2022年寅年景気はどうなるのか。オミクロン株感染拡大が懸念されているが、企業の業績や株価は……獨協大学教授で経済アナリストの森永卓郎氏に聞いた。

「今年は、ひどいことになりそう。一歩間違えたら世界恐慌になると思いますよ」

獨協大学教授で経済アナリストの森永卓郎氏
獨協大学教授で経済アナリストの森永卓郎氏(写真=AERA dot. 編集部提供)

年始早々、ガツンと目の覚めるような答えが返ってきた。

まずは株価。コロナ禍も3年目。悪い時期は過ぎ、徐々に企業の業績は回復していくのではないか。

「いえ、今年の株価は、大暴落すると見ています。約1年後の年末の日経平均株価は1万5000円くらいになっている可能性があります」

東京証券取引所では、年始最初の「大発会」(1月4日)が開かれ、日経平均株価(終値)は510円値上がりし、2万9301円と好スタートを切った。4年ぶりの年初の値上がり。しかしその後、続落……。連休前は2万8478円で終えた。

とはいえ、証券会社のアナリストの予想は今年も値上がりを予想するものも多い。そのことについて、森永教授はこう明かす。

「株式マーケット関連の仕事をしている金融アナリストは商売上、悪いことを言えないんですよ。彼らから本音ベースで話を聞くと、今年5月か6月以降は株価が下落すると見ている人が圧倒的に多いですね。みんな、高所恐怖症になってることは事実。だから、いったん下げのトレンドが生まれたら、加速度的に下がっていくと思います」

鍵を握るのが米国の株価。森永教授によれば、アメリカの株価が大暴落間近という状態なのだという。

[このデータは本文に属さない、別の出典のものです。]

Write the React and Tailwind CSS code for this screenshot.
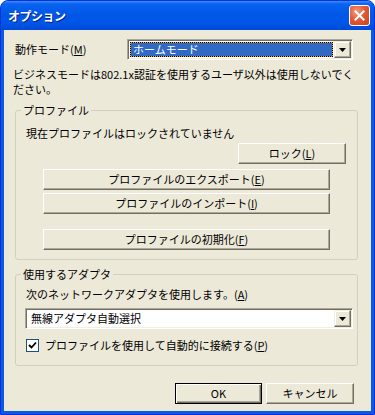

「現在、アメリカの株価は明らかにバブルなんですよ。“シラーPER”という株価の割高・割安感を判断する指標では、その値が25倍を超えると、バブル水準なんですね」

シラーPERとは、ノーベル経済賞を受賞したロバート・シラー教授らが生み出した指標で、「株価÷インフレ調整済みの過去10年間の1株当たり純利益の平均値」で計算される。過去10年の平均値を用いることから、その値が高いということは長期的にみて割高感がある、つまり過熱感を意味する。